As the alleged conflict-of-interest case involving the National Gallery
of Victoria's curator, Geoffrey Smith, plays out, RMIT was guaranteed a
strong turnout for the forum. More than 100 people attended, including
the wife of late artist John Brack, Helen Maudsley, the former director
of Sherman Galleries, William Wright, and the former director of the
Heide Museum of Modern Art, Warwick Reeder.
RMIT Gallery's director, Suzanne Davies, told the audience, "We planned
it 12 months ago; it's serendipitous that events have developed the way
they have," alluding to the Smith case. While Freybourg could not
comment on that particular case, she raised concerns about the
increasing connections between private collectors and public museums.
In Germany, private art collections are increasingly being donated or
loaned to public museums.
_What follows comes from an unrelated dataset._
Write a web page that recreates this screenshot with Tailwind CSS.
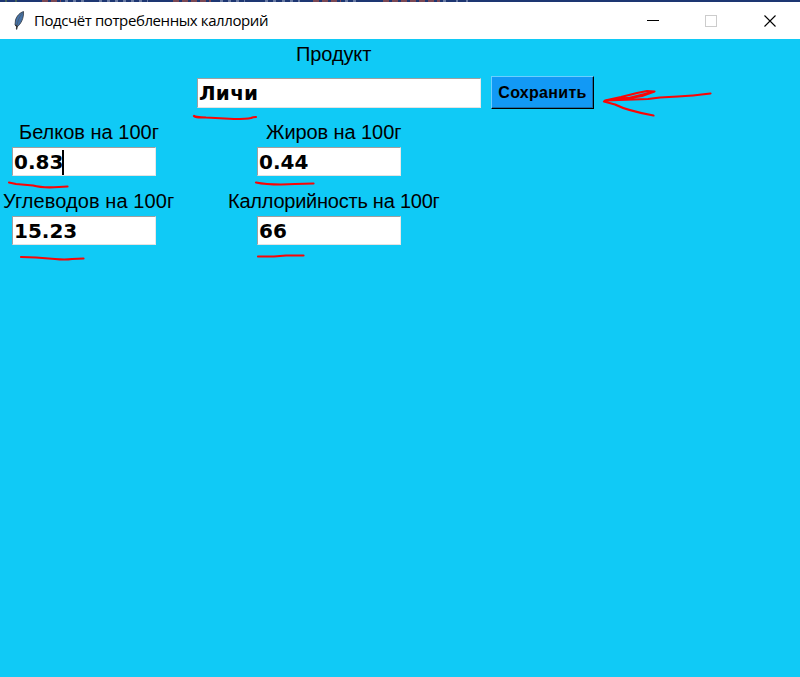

A lack of funding and thus buying-power has
obliged public museums to take these private collections on. "This has
caused a serious crisis for public museums, because more and more public
collectors push their collections on to museums and place outrageous
conditions on the museums, while using their services," Freybourg said.
In the long run, the main beneficiaries of such arrangements are the
private collectors, who gain the imprimatur of public museums and whose
collections inevitably rise in value.
"The art market was never innocent, and this crisis is the chance for
museums to wake up and look at their naivety," Freybourg said.
The values of public museums and private collectors were vastly
different, she said. The aim of museum collections was to tell the story
of art history, while private collectors were generally motivated by
financial considerations.
Another speaker, journalist Stephen Feneley, called for greater
transparency in the curatorial decisions made by public museums and the
relationships between public galleries and private art collectors.
In a later discussion with The Age, Feneley raised the issue of
businessman Steve Vizard loaning the Vizard Foundation Art Collection to
the Ian Potter Museum of Art.
"If Vizard wanted to make a big man of himself, maybe he should make a
magnanimous gesture and give that work to the Potter, because the Potter
has put a lot of work into boosting the integrity of that work," Feneley
said.
Feneley and Freybourg agreed that a conspiracy of silence surrounds
public museums, with people reticent to speak publicly about
questionable dealings.
Freybourg added that there was a "desperate need" for a discussion about
aesthetic qualities of contemporary art.
"Postmodernism has confused the discussion about the aesthetic value and
the quality of art, and anything goes," she said.